## AIM
In this exercise, the entries below include pictures. Repeat exactly the lines from the line with "Output the web" to the line with "type Word = [string, number, number];", including both, but without the pictures.

* start INFORMATION SUPPLIED *

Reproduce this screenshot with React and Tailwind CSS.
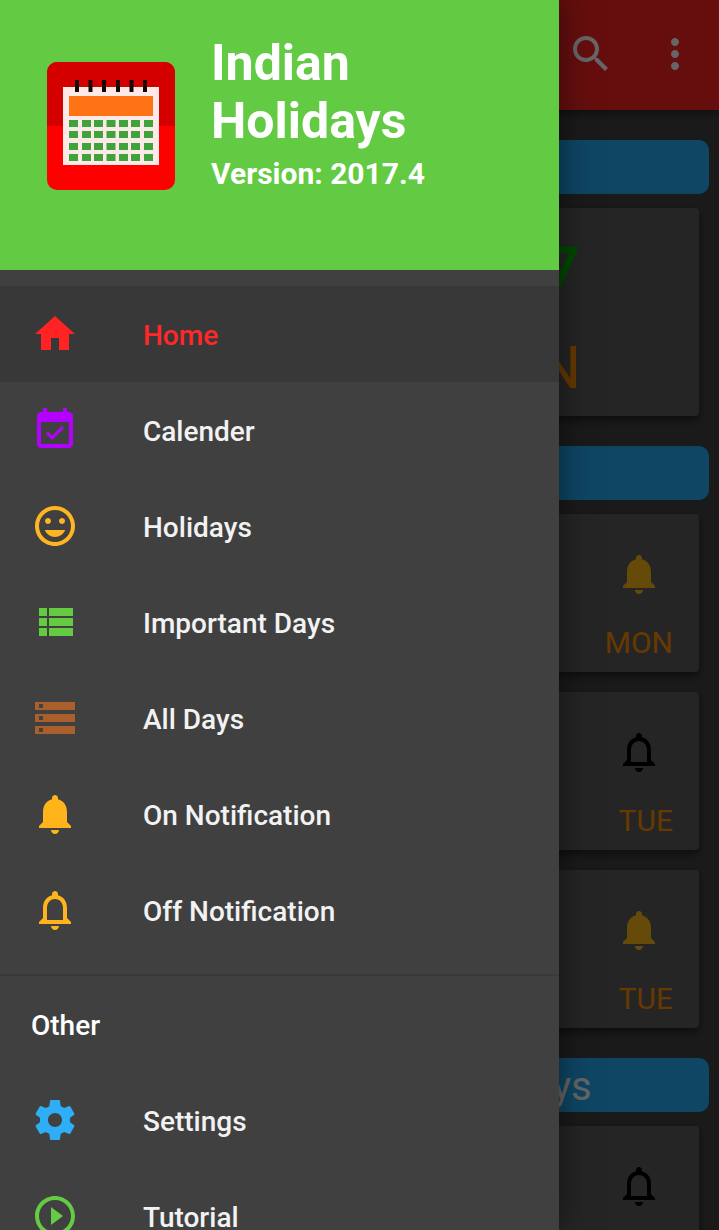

* end INFORMATION SUPPLIED *
* start INFORMATION SUPPLIED *

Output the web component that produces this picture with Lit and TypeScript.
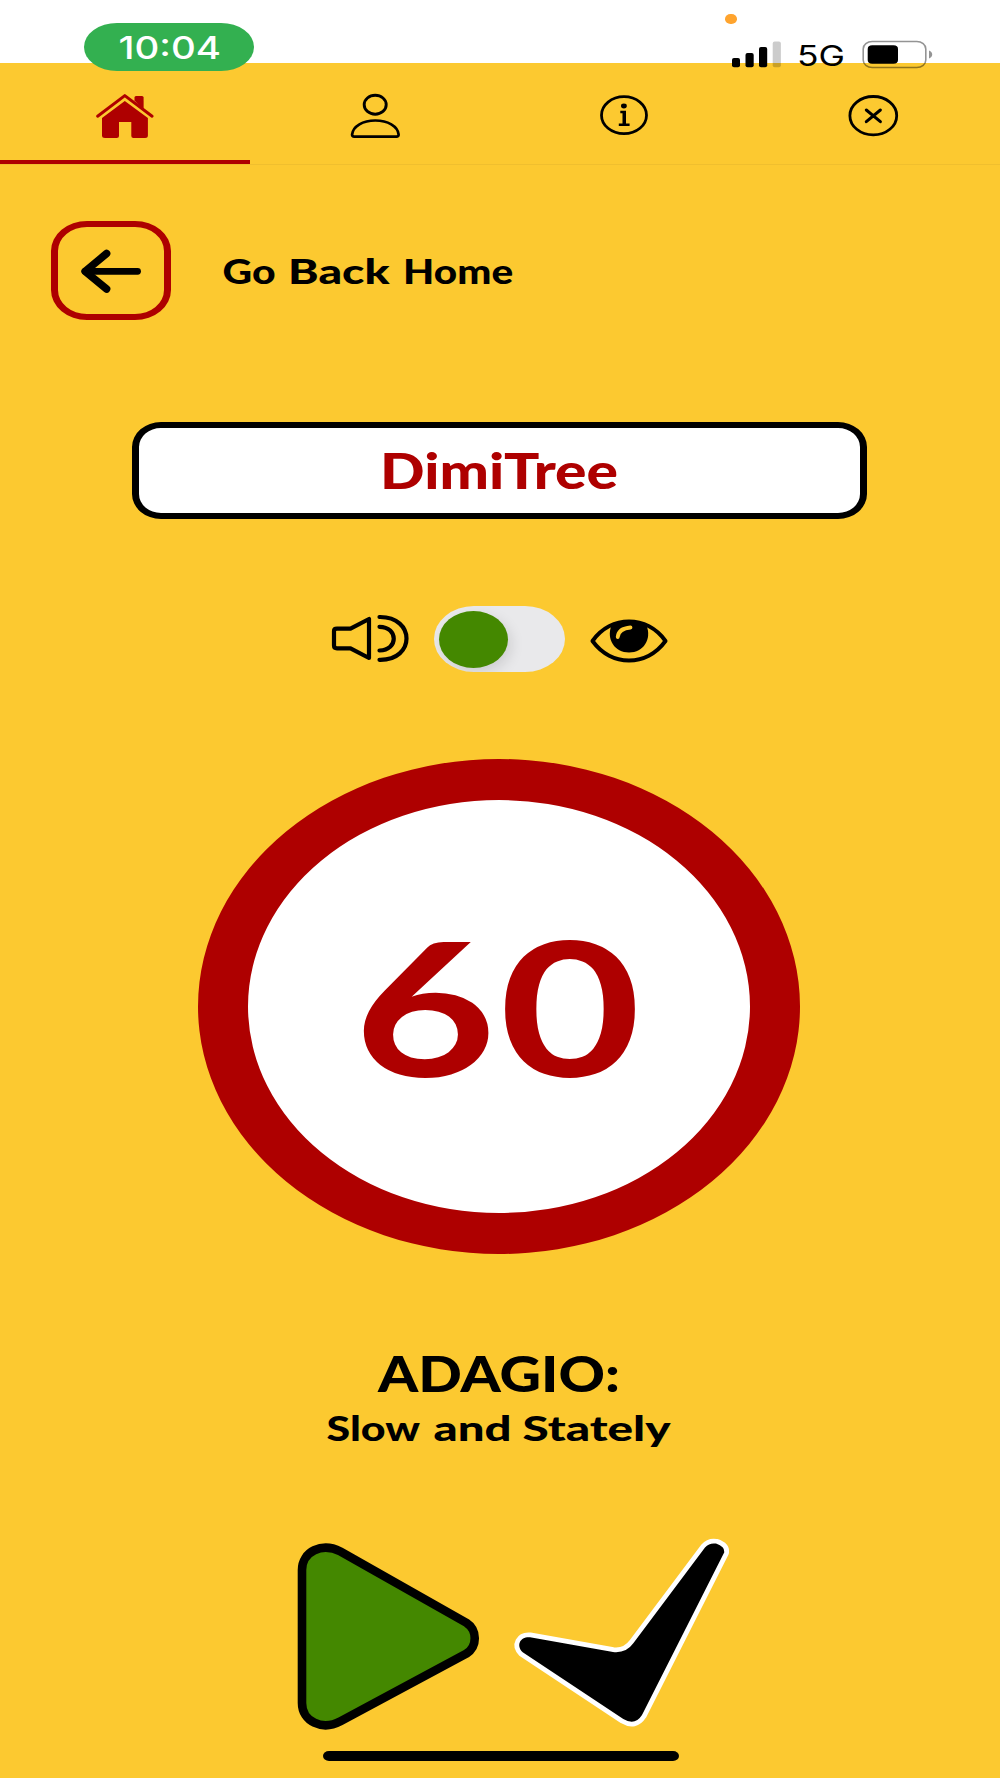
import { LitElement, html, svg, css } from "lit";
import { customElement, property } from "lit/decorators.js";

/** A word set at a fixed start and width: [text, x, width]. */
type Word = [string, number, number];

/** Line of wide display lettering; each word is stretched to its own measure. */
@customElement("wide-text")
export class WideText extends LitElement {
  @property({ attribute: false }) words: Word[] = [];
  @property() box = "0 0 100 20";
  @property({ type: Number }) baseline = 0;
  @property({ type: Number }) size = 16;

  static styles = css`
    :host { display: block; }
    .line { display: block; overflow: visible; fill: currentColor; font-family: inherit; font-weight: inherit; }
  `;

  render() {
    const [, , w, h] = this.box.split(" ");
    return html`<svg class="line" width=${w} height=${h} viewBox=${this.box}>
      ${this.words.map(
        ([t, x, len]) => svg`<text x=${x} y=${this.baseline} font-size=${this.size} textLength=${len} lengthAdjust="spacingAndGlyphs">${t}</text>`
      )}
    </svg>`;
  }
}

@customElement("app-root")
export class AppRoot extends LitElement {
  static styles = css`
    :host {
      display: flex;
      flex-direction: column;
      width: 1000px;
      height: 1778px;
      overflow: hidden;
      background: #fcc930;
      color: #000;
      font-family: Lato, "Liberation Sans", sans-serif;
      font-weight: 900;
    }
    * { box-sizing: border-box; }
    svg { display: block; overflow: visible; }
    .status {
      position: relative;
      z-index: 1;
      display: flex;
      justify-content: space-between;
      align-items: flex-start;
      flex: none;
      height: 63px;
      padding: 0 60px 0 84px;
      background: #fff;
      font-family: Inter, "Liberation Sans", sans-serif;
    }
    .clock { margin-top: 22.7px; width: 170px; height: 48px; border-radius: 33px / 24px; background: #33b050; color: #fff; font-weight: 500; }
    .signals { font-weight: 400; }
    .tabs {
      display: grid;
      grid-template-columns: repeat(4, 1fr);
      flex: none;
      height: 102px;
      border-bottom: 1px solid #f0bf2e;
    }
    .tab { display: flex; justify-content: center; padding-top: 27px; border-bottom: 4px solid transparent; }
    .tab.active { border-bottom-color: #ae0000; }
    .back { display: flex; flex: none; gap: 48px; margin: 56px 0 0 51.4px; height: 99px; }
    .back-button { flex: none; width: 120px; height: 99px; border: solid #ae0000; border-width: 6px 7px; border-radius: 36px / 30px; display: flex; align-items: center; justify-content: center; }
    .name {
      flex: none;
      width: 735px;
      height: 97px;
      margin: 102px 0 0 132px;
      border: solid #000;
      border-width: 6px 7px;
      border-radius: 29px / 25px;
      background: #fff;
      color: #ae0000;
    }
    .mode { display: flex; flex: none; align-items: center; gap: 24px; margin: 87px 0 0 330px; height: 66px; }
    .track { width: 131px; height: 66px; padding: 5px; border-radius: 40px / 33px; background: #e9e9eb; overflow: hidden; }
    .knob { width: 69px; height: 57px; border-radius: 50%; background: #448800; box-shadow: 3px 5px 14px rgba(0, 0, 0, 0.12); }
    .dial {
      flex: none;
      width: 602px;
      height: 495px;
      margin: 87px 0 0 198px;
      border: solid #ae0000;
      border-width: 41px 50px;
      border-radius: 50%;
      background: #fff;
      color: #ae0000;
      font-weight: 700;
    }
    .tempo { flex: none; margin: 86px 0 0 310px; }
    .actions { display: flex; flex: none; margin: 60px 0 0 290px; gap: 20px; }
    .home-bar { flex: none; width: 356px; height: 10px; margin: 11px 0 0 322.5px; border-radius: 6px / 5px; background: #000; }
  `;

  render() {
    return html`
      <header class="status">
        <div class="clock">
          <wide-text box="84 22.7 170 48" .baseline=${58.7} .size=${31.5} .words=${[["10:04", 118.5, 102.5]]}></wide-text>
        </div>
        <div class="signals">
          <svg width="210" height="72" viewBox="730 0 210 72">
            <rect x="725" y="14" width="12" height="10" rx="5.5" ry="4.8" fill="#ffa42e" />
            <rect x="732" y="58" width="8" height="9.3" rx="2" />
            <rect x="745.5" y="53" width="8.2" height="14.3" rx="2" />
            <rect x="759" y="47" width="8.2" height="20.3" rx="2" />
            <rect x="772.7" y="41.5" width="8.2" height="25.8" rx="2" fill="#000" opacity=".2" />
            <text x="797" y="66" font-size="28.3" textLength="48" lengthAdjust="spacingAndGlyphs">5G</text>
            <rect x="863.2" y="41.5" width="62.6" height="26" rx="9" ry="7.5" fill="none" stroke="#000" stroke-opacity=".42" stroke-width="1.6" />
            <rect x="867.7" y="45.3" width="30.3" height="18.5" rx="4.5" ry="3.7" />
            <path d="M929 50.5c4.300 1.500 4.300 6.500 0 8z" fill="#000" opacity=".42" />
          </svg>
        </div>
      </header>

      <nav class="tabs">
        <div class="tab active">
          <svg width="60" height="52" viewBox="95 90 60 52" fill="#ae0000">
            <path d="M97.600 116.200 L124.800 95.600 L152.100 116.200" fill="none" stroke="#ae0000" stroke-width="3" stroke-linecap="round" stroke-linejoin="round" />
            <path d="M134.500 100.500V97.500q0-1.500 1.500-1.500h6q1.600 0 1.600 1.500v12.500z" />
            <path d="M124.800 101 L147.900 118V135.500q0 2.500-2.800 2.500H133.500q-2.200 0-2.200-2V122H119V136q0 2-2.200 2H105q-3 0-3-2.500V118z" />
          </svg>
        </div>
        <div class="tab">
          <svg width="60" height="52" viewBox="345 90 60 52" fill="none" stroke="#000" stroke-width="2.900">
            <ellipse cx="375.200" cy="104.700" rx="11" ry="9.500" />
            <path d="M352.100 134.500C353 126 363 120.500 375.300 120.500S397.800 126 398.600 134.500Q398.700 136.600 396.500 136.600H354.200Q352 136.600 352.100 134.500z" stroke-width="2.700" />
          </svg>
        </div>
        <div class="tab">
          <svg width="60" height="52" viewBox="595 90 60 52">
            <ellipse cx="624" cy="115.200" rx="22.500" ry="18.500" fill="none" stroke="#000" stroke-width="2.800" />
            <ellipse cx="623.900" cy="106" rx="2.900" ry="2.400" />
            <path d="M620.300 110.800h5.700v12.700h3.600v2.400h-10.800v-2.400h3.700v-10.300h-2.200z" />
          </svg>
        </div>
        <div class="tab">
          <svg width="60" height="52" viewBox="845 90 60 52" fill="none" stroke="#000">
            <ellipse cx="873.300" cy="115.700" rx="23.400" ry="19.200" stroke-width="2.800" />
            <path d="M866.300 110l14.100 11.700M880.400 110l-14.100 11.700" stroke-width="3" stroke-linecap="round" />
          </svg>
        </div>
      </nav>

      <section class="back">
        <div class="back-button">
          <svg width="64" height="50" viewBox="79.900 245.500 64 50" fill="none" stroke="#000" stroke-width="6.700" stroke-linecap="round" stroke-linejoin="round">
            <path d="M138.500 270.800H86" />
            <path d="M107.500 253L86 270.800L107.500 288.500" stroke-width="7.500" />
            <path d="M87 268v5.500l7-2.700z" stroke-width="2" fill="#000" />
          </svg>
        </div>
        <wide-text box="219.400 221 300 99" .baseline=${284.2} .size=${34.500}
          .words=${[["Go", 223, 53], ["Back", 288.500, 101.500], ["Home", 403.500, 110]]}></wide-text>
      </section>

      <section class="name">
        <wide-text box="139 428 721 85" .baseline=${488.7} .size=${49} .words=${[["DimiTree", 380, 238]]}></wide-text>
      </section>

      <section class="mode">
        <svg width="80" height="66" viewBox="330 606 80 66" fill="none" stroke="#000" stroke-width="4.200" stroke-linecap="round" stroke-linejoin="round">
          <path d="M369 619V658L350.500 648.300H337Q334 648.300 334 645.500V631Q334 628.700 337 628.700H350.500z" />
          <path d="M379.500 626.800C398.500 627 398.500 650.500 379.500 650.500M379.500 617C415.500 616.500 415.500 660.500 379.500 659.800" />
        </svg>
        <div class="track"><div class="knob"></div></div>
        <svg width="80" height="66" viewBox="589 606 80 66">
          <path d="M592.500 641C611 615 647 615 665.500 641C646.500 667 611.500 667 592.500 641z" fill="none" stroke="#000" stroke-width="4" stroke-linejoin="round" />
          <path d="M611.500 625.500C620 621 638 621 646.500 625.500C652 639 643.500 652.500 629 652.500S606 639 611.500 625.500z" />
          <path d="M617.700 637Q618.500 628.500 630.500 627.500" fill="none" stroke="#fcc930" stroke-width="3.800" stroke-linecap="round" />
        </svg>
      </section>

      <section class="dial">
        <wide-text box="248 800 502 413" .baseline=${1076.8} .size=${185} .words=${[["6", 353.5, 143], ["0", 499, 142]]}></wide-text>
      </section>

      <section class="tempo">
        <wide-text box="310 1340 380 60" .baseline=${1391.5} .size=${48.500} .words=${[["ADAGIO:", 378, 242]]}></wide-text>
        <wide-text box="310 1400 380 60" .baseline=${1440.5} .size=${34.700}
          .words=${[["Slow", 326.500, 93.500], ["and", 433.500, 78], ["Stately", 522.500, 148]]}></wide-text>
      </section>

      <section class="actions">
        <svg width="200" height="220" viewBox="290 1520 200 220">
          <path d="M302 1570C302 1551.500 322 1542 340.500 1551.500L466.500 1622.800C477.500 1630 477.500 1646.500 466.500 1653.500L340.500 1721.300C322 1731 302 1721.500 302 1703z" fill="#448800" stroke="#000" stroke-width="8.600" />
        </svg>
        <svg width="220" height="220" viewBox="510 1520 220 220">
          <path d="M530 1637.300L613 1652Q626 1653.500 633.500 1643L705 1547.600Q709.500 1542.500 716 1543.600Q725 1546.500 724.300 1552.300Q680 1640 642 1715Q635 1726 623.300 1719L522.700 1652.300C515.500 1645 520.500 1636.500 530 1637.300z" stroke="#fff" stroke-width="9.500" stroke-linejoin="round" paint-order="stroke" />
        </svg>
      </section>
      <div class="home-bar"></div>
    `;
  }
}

* end INFORMATION SUPPLIED *
* start INFORMATION SUPPLIED *

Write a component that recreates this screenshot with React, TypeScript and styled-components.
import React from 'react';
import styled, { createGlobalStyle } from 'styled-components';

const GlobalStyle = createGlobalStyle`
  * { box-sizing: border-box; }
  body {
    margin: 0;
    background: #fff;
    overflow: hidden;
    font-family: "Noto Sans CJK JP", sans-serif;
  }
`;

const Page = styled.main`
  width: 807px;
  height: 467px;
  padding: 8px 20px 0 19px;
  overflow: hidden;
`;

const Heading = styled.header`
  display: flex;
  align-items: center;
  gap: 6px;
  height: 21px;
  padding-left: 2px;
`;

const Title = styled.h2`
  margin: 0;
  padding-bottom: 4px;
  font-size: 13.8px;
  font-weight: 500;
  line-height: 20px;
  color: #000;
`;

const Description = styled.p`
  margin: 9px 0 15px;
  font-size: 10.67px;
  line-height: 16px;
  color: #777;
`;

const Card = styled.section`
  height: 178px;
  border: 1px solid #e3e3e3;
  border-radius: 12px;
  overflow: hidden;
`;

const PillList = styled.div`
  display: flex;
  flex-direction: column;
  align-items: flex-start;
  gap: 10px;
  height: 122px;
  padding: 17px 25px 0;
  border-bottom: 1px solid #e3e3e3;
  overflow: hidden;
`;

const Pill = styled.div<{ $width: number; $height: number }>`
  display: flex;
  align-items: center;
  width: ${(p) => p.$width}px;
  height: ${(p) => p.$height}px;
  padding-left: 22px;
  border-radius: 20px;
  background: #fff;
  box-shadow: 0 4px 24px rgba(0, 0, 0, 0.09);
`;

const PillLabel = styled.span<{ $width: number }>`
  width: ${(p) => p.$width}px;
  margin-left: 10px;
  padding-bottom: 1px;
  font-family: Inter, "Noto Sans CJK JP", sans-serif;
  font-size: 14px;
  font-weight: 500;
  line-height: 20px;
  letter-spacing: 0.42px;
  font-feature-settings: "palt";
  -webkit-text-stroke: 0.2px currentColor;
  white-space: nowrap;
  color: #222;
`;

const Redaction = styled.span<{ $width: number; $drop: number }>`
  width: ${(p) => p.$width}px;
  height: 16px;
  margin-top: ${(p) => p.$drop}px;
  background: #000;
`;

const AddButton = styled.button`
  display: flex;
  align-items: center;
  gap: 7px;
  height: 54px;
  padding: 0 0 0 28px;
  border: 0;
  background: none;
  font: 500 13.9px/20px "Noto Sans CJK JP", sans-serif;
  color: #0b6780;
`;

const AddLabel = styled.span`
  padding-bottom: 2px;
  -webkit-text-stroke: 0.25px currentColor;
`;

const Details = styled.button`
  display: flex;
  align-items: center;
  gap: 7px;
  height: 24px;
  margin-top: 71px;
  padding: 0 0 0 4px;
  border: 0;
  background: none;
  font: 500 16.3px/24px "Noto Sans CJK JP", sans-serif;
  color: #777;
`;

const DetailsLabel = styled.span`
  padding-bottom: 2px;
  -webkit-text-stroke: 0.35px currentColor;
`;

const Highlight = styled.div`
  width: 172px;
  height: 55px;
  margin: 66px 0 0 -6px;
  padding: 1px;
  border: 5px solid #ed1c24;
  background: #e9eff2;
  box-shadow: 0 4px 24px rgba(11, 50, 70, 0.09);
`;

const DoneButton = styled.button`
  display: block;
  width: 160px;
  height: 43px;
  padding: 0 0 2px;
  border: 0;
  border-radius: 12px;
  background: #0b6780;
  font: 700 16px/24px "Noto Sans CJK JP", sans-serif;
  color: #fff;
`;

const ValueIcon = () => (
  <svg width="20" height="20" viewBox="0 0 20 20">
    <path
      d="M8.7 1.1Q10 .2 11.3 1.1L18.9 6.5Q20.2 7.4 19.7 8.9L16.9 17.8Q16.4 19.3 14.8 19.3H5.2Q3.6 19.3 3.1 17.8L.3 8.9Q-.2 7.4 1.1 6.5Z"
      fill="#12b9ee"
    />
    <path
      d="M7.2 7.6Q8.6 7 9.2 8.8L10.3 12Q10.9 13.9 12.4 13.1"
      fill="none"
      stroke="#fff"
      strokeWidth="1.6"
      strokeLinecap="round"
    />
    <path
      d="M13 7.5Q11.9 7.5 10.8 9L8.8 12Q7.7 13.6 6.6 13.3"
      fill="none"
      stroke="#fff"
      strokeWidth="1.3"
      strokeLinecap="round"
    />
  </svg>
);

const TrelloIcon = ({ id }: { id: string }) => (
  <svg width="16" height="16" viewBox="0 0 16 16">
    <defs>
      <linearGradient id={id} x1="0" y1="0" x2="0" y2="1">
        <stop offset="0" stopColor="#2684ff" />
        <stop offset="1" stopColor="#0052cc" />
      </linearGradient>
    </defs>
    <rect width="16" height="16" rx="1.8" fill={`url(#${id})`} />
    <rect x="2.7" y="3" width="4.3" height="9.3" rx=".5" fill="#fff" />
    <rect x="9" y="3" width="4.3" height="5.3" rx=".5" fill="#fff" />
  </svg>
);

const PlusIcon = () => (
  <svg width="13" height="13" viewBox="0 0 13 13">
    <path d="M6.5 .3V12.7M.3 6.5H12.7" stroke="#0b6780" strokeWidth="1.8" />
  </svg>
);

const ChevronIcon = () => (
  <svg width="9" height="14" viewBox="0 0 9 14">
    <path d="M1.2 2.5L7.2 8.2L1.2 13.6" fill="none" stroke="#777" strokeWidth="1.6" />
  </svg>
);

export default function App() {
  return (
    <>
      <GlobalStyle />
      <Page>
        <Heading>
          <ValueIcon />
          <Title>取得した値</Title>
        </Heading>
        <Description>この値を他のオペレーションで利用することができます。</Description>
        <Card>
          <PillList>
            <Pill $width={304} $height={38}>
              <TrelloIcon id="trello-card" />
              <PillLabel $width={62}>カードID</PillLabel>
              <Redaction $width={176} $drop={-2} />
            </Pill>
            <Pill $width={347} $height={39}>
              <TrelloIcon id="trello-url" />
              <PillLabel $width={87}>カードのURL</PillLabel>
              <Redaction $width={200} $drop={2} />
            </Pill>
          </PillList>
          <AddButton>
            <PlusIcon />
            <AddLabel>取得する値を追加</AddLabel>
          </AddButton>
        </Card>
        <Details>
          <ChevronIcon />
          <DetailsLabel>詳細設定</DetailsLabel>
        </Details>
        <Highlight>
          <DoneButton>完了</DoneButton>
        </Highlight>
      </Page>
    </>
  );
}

* end INFORMATION SUPPLIED *

## RESPONSE TO THIS EXERCISE
Output the web component that produces this picture with Lit and TypeScript.
import { LitElement, html, svg, css } from "lit";
import { customElement, property } from "lit/decorators.js";

/** A word set at a fixed start and width: [text, x, width]. */
type Word = [string, number, number];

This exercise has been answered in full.